Another storage technology with potential efficiency above 80% and the ability to scale storage capacity independently of input/output power are redox flow batteries. Other grid scale electricity storage technologies that have shown some potential in pilot installations are for example compressed air storage with efficiencies in the 60-70% range or molten salt thermal storage with efficiencies probably below 40% unless used for power & heat co-generation.

Using the day-ahead electricity market data for the Netherlands in 2023, which presented the highest single unit arbitrage potential in the previous post, we can now simulate multiple configurations with different round-trip yields and storage durations:

NL 2023

As expected, we see a drop in arbitrage potential per unit of storage capacity as the capacity increases. While the first unit of storage can match the charge & discharge points to the lowest and highest points in the market respectively, the second unit will need to match the second lowest and second highest points and so on. For optimal sizing on storage arbitrage alone, the per capacity marginal cost would have to decline faster than the arbitrage opportunity per capacity.

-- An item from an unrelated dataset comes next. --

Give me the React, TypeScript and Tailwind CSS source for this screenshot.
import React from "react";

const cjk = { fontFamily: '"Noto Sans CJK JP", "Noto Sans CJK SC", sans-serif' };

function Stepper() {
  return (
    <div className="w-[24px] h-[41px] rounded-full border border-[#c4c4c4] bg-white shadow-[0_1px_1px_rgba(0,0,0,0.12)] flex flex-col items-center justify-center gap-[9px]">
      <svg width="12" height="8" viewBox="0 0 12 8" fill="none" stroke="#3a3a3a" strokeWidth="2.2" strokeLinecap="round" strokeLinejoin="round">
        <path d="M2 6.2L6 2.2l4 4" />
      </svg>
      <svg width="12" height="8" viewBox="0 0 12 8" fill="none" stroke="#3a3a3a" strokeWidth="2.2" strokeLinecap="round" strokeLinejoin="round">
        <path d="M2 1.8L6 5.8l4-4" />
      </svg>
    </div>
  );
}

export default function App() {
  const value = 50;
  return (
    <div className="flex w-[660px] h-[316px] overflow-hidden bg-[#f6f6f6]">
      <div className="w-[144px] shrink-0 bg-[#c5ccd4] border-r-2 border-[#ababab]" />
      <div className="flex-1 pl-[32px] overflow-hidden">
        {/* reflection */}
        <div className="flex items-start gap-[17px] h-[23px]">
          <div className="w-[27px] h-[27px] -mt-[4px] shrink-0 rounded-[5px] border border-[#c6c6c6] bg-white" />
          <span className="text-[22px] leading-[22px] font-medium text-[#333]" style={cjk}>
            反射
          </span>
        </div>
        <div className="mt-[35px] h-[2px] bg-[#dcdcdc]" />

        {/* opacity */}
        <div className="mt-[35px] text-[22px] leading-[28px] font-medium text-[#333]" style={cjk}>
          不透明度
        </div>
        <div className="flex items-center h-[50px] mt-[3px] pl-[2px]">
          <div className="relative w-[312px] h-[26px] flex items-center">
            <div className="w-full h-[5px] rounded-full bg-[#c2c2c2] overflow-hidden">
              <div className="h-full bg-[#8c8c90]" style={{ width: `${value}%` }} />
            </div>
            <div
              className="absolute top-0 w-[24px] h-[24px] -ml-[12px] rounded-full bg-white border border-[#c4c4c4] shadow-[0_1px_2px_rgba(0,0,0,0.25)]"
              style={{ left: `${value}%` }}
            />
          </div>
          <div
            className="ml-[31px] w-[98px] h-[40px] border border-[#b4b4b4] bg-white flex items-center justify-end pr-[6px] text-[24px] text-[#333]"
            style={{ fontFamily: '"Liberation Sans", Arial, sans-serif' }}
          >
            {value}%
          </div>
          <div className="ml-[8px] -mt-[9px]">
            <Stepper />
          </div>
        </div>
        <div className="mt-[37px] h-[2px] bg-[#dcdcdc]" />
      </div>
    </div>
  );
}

Also as expected, the arbitrage opportunity decreases as the storage efficiency decreases. However the relative decline of the revenue opportunity for the first few hours is less steep for lower efficiency systems. Depending on the relative cost of different storage technologies, it might make sense to combine expensive high-efficiency storage with short duration (1-10 hours) with less efficient but much cheaper long duration storage in the order of 6-24 hours.

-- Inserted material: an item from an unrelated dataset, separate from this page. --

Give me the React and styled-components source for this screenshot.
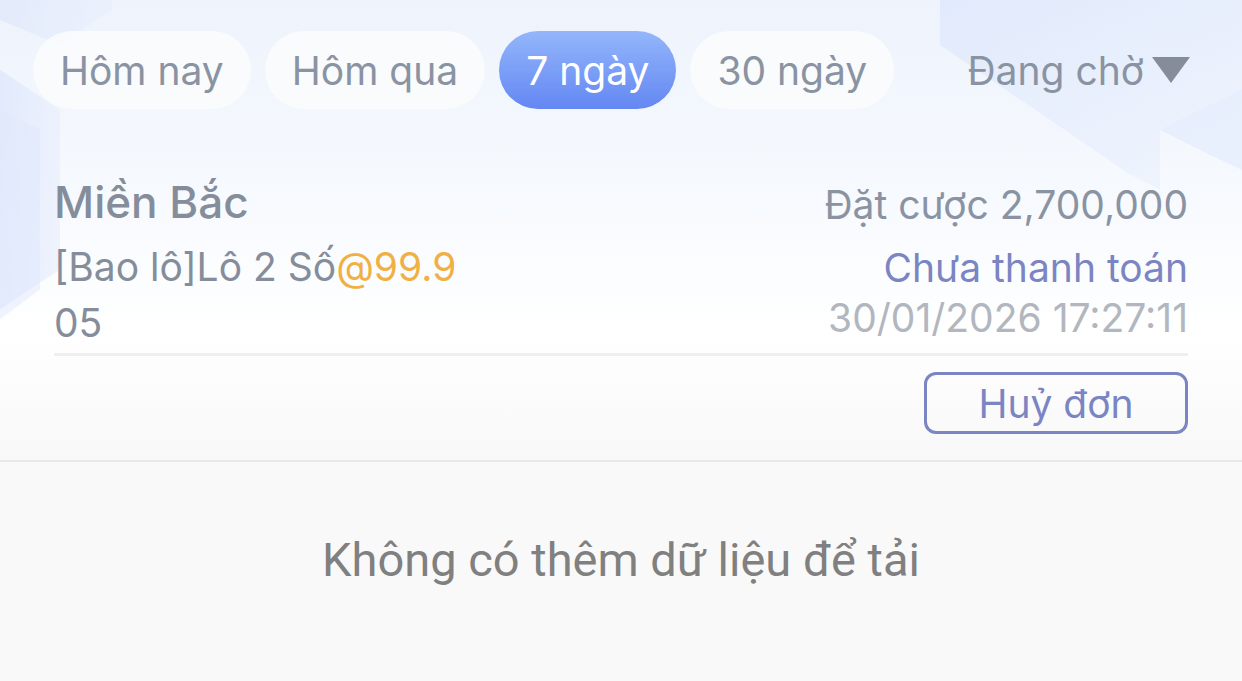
import styled, { createGlobalStyle } from 'styled-components';

const GlobalStyle = createGlobalStyle`
  * { box-sizing: border-box; }
  body {
    margin: 0;
    font-family: Inter, "Noto Sans", sans-serif;
    background: #f9f9f9;
  }
`;

const Page = styled.div`
  min-height: 100vh;
  background: #f9f9f9;
`;

const Header = styled.section`
  position: relative;
  overflow: hidden;
  background: linear-gradient(180deg, #eef3fc 0%, #f6f9fe 40%, #ffffff 72%, #f8f8f8 100%);
  border-bottom: 2px solid #e8e8e8;
  padding-bottom: 26px;
`;

const Decor = styled.svg`
  position: absolute;
  inset: 0;
  width: 100%;
  height: 100%;
  pointer-events: none;
`;

const Content = styled.div`
  position: relative;
`;

const Tabs = styled.nav`
  display: flex;
  align-items: center;
  gap: 14px;
  padding: 31px 52px 0 33px;
`;

const Tab = styled.button`
  height: 78px;
  padding: 0 27px;
  border: none;
  border-radius: 39px;
  font-family: inherit;
  font-size: 39px;
  color: ${(p) => (p.$active ? '#ffffff' : '#8a93a2')};
  background: ${(p) =>
    p.$active ? 'linear-gradient(180deg, #93b6fb 0%, #6487f3 100%)' : 'rgba(250, 251, 253, 0.85)'};
`;

const Dropdown = styled.button`
  margin-left: auto;
  display: flex;
  align-items: center;
  gap: 8px;
  border: none;
  background: none;
  padding: 0;
  font-family: inherit;
  font-size: 39px;
  color: #8a93a2;
`;

const Card = styled.div`
  padding: 64px 54px 0;
`;

const Row = styled.div`
  display: flex;
  justify-content: space-between;
  align-items: flex-start;
`;

const Left = styled.div`
  max-width: 430px;
`;

const Title = styled.div`
  font-size: 44px;
  line-height: 58px;
  font-weight: 500;
  color: #858d9b;
`;

const Detail = styled.div`
  margin-top: 8px;
  font-size: 39px;
  line-height: 56px;
  color: #858d9b;
  white-space: nowrap;
`;

const Odds = styled.span`
  color: #f0b043;
`;

const Right = styled.div`
  padding-top: 7px;
  text-align: right;
`;

const Line = styled.div`
  font-size: 39px;
  line-height: 50px;
  color: ${(p) => p.$color};
  margin-top: ${(p) => p.$gap || 0}px;
`;

const Divider = styled.hr`
  margin: 2px 0 0;
  border: none;
  height: 3px;
  background: #efefef;
`;

const Actions = styled.div`
  display: flex;
  justify-content: flex-end;
  margin-top: 16px;
`;

const CancelButton = styled.button`
  width: 264px;
  height: 62px;
  border: 3px solid #7b85c3;
  border-radius: 12px;
  background: transparent;
  font-family: inherit;
  font-size: 39px;
  color: #7b85c3;
`;

const EmptyNote = styled.p`
  margin: 0;
  padding-top: 70px;
  text-align: center;
  font-family: Roboto, "Noto Sans", sans-serif;
  font-size: 47px;
  line-height: 56px;
  color: #808080;
`;

const tabs = ['Hôm nay', 'Hôm qua', '7 ngày', '30 ngày'];

function App() {
  return (
    <>
      <GlobalStyle />
      <Page>
        <Header>
          <Decor viewBox="0 0 1242 461" preserveAspectRatio="none">
            <defs>
              <linearGradient id="hexL" x1="0" y1="0" x2="1" y2="0">
                <stop offset="0" stopColor="#dbe5fb" />
                <stop offset="1" stopColor="#e9effc" />
              </linearGradient>
              <linearGradient id="hexR" x1="0" y1="0" x2="1" y2="1">
                <stop offset="0" stopColor="#dde7fc" />
                <stop offset="1" stopColor="#eef3fd" />
              </linearGradient>
            </defs>
            <polygon points="0,0 112,0 112,10 60,45 0,20" fill="url(#hexL)" opacity="0.6" />
            <polygon points="0,70 60,110 60,270 0,310" fill="url(#hexL)" opacity="0.7" />
            <polygon points="0,110 40,130 40,290 0,320" fill="#dfe7fb" opacity="0.5" />
            <polygon points="940,0 1242,0 1242,170 1210,155 1160,130 1160,190 1130,175 940,45" fill="url(#hexR)" opacity="0.75" />
            <polygon points="1160,130 1242,90 1242,170 1210,155" fill="#e6edfc" opacity="0.8" />
          </Decor>
          <Content>
            <Tabs>
              {tabs.map((t) => (
                <Tab key={t} $active={t === '7 ngày'}>
                  {t}
                </Tab>
              ))}
              <Dropdown>
                Đang chờ
                <svg width="38" height="28" viewBox="0 0 38 28">
                  <polygon points="0,1 38,1 19,27" fill="#858d9b" />
                </svg>
              </Dropdown>
            </Tabs>
            <Card>
              <Row>
                <Left>
                  <Title>Miền Bắc</Title>
                  <Detail>
                    [Bao lô]Lô 2 Số<Odds>@99.9</Odds>
                    <br />
                    05
                  </Detail>
                </Left>
                <Right>
                  <Line $color="#8a93a2">Đặt cược 2,700,000</Line>
                  <Line $color="#7b85c3" $gap={13}>Chưa thanh toán</Line>
                  <Line $color="#b2b6be">30/01/2026 17:27:11</Line>
                </Right>
              </Row>
              <Divider />
              <Actions>
                <CancelButton>Huỷ đơn</CancelButton>
              </Actions>
            </Card>
          </Content>
        </Header>
        <EmptyNote>Không có thêm dữ liệu để tải</EmptyNote>
      </Page>
    </>
  );
}

export default App;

For the market conditions in 2019 with presumably a much smaller difference between short term high and low prices, we can also see an increased sensitivity to efficiency: while at 90% efficiency, the optimisation algorithm could have found 733 profitable "trade" opportunities in 2019,  at 40% efficiency there would have been only 145.

NL 2019

For some concrete examples, the above mentioned Nant de Drance pumped hydro storage plant with a power of 900MW, a storage duration of 20h and an efficiency of 80% could in the dutch day-ahead market have generated an arbitrage return of €27,025,200 in 2019 and €274,866,300 in 2022. The very roughly estimated cost for this plant based on the investment of 2 billion CHF a long term utility bond rate of 1.25% over 30 years and an annual operating cost of 2% comes to about 120M CHF per year.

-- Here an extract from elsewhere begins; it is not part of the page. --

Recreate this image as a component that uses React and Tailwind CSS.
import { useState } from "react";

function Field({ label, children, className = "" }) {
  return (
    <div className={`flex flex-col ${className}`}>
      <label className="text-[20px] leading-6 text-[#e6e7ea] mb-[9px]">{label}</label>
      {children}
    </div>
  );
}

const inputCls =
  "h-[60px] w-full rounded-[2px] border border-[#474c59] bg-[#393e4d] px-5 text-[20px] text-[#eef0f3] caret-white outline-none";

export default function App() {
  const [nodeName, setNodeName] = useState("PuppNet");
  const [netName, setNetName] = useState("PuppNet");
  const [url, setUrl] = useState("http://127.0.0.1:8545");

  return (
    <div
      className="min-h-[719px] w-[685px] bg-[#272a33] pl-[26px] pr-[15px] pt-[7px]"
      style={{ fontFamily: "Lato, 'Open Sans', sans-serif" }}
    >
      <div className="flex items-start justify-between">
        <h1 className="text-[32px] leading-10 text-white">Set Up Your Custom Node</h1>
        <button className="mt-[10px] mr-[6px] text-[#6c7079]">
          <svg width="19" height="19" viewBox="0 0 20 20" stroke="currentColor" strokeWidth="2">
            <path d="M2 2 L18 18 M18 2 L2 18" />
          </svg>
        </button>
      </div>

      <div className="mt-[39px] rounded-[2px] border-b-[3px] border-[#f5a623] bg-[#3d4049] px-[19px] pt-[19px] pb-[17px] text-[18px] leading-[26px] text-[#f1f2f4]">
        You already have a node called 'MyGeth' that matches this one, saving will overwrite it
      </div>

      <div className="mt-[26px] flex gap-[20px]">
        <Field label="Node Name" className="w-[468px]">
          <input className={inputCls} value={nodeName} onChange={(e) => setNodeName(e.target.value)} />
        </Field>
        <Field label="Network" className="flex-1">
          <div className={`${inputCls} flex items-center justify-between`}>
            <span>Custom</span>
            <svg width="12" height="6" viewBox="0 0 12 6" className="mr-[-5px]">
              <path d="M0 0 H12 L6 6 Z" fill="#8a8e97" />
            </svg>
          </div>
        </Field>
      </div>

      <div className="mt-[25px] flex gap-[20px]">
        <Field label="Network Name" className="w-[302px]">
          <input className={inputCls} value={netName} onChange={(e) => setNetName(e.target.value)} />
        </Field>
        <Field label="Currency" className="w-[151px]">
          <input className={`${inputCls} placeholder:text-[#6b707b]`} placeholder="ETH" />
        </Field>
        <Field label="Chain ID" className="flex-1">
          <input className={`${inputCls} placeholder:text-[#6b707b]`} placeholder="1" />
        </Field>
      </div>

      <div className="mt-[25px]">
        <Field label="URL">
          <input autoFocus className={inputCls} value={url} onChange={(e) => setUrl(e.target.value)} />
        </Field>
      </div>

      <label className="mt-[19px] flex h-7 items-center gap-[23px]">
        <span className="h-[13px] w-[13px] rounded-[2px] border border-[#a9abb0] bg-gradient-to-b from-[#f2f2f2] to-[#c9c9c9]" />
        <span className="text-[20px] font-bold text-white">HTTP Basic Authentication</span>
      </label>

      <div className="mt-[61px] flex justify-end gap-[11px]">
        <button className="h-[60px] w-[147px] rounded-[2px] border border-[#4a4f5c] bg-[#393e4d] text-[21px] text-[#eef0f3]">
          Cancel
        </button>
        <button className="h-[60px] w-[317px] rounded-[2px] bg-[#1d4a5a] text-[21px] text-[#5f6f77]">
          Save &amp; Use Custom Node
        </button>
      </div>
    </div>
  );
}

By comparison, a quick search on the internet shows 20kWh Lithium-ion (LFP) based home storage systems for around €14k (i.e. €700k per MWh) Assuming a 10 year amortisation at current mortgage rates of 3% would yield an annual cost of about €82k for a storage system of 1MW/1MWh vs the €89k arbitrage opportunity in 2022. Current Lithium-ion battery pack prices should be around $100 per kWh (Bloomberg) and the balance of system costs for a single grid-scale battery-electric storage system should be much lower than stacking up 50 home storage systems at retail prices. Assuming a 3x overhead or a rough cost of €300k per MWh amortised over 10 years at 3% would result in an annual cost of €35k vs. an arbitrage opportunity of €89k in 2022 or €10k in 2019.

While electricity storage costs are far from being cheap, they could under some circumstances be in the range of competing with gas peaker plants which typically set the market price during high demand periods without solar & wind oversupply. If or when this would be the case largely depends on the continued buildout of wind and solar increasing the hours of oversupply, the market rate for natural gas, the cost of CO2 emissions certificates, the allocation of government subsidies and the continued cost decline for various storage technologies.

Besides short-term energy arbitrage there are also other, presumably more lucrative reasons to deploy more storage in power grids today. These range from providing grid stability and control to providing spare capacity to ensure a long-term security of the energy supply.